If you were to do this with geth, you would need to unlock the account before sending from it.
Without the private key, that function will throw an error, so you are correct in using that authorization method.
It's difficult to be certain without seeing more of your code, but it seems likely that you were calling the contract on your local node, rather than sending a transaction. Transactions can only be signed by someone with the account's private key, meaning you can rely on msg.sender to be accurate, but messages executed on your local node won't enforce that. Any changes they make are rolled back and not applied to state, though, so it doesn't matter what your local call does.
In general, there are two ways to call a function from web3.js: Using a transaction or just using a "call". Only in transactions you can actually modify the blockchain content (reading is always possible).

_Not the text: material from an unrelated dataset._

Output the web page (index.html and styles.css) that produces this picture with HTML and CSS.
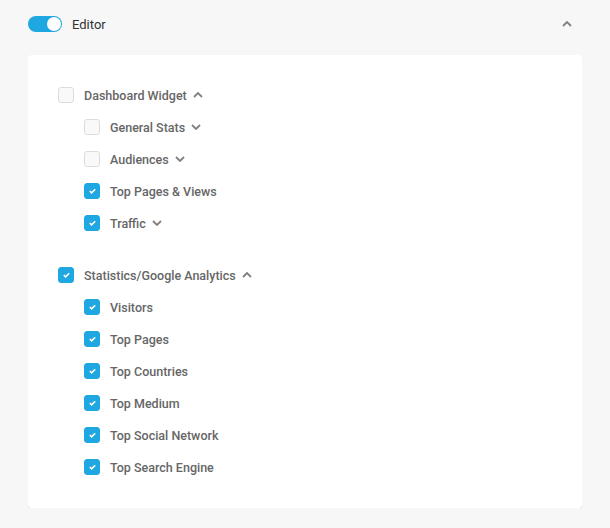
FILE: index.html
```html
<!DOCTYPE html>
<html lang="en">
<head>
  <meta charset="UTF-8" />
  <title>Editor permissions</title>
  <link rel="stylesheet" href="styles.css">
</head>
<body>

<div class="panel">
  <div class="panel-head">
    <span class="toggle on"><span class="knob"></span></span>
    <span class="role">Editor</span>
    <svg class="caret caret-head" viewBox="0 0 10 6"><path d="M1 5 L5 1 L9 5" /></svg>
  </div>

  <div class="card">
    <div class="group">
      <div class="row">
        <span class="box"></span>
        <span class="label">Dashboard Widget</span>
        <svg class="caret" viewBox="0 0 10 6"><path d="M1 5 L5 1 L9 5" /></svg>
      </div>
      <div class="children">
        <div class="row">
          <span class="box"></span>
          <span class="label">General Stats</span>
          <svg class="caret" viewBox="0 0 10 6"><path d="M1 1 L5 5 L9 1" /></svg>
        </div>
        <div class="row">
          <span class="box"></span>
          <span class="label">Audiences</span>
          <svg class="caret" viewBox="0 0 10 6"><path d="M1 1 L5 5 L9 1" /></svg>
        </div>
        <div class="row">
          <span class="box checked"><svg viewBox="0 0 10 8"><path d="M2 4 L4 6 L8 2" /></svg></span>
          <span class="label">Top Pages &amp; Views</span>
        </div>
        <div class="row">
          <span class="box checked"><svg viewBox="0 0 10 8"><path d="M2 4 L4 6 L8 2" /></svg></span>
          <span class="label">Traffic</span>
          <svg class="caret" viewBox="0 0 10 6"><path d="M1 1 L5 5 L9 1" /></svg>
        </div>
      </div>
    </div>

    <div class="group">
      <div class="row">
        <span class="box checked"><svg viewBox="0 0 10 8"><path d="M2 4 L4 6 L8 2" /></svg></span>
        <span class="label">Statistics/Google Analytics</span>
        <svg class="caret" viewBox="0 0 10 6"><path d="M1 5 L5 1 L9 5" /></svg>
      </div>
      <div class="children">
        <div class="row">
          <span class="box checked"><svg viewBox="0 0 10 8"><path d="M2 4 L4 6 L8 2" /></svg></span>
          <span class="label">Visitors</span>
        </div>
        <div class="row">
          <span class="box checked"><svg viewBox="0 0 10 8"><path d="M2 4 L4 6 L8 2" /></svg></span>
          <span class="label">Top Pages</span>
        </div>
        <div class="row">
          <span class="box checked"><svg viewBox="0 0 10 8"><path d="M2 4 L4 6 L8 2" /></svg></span>
          <span class="label">Top Countries</span>
        </div>
        <div class="row">
          <span class="box checked"><svg viewBox="0 0 10 8"><path d="M2 4 L4 6 L8 2" /></svg></span>
          <span class="label">Top Medium</span>
        </div>
        <div class="row">
          <span class="box checked"><svg viewBox="0 0 10 8"><path d="M2 4 L4 6 L8 2" /></svg></span>
          <span class="label">Top Social Network</span>
        </div>
        <div class="row">
          <span class="box checked"><svg viewBox="0 0 10 8"><path d="M2 4 L4 6 L8 2" /></svg></span>
          <span class="label">Top Search Engine</span>
        </div>
      </div>
    </div>
  </div>
</div>

</body>
</html>
```

FILE: styles.css
```css
* { box-sizing: border-box; }
body {
  margin: 0;
  background: #f7f7f7;
  font-family: Roboto, 'Liberation Sans', sans-serif;
  color: #666;
  font-size: 13px;
}
.panel {
  padding: 14px 28px 0 28px;
}
.panel-head {
  display: flex;
  align-items: center;
  height: 20px;
  margin-bottom: 21px;
}
.toggle {
  width: 34px;
  height: 16px;
  border-radius: 8px;
  background: #1ea7e1;
  display: flex;
  align-items: center;
  justify-content: flex-end;
  padding: 1px;
}
.knob {
  width: 14px;
  height: 14px;
  border-radius: 50%;
  background: #fff;
}
.role {
  margin-left: 10px;
  color: #333;
  font-size: 13px;
}
.caret {
  width: 10px;
  height: 6px;
  margin-left: 6px;
  fill: none;
  stroke: #808080;
  stroke-width: 1.8;
}
.caret-head {
  margin-left: auto;
  margin-right: 10px;
}
.card {
  background: #fff;
  border-radius: 4px;
  box-shadow: 0 2px 0 #e4e4e4;
  padding: 24px 30px 25px 30px;
}
.group + .group {
  margin-top: 20px;
}
.children {
  padding-left: 26px;
}
.row {
  display: flex;
  align-items: center;
  height: 32px;
}
.box {
  width: 16px;
  height: 16px;
  border: 1px solid #dcdcdc;
  border-radius: 3px;
  background: #f9f9f9;
  margin-right: 10px;
  display: flex;
  align-items: center;
  justify-content: center;
}
.box.checked {
  background: #1ea7e1;
  border-color: #1ea7e1;
}
.box svg {
  width: 9px;
  height: 8px;
  fill: none;
  stroke: #fff;
  stroke-width: 1.8;
}
.label {
  font-size: 12.5px;
  font-weight: 500;
}
```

Transactions always require a valid signature and thus access to a private key.
The reason you were not asked for a password might be that you already unlocked the account. Furthermore, users other than the authorized user can call the function, only the changes will be thrown away.
My guess is that your account was already unlocked when calling the function. I don't remember the exact period that your account is unlocked after unlocking it in web3. I might be wrong though. Would have added this as a comment, but I am not allowed right now.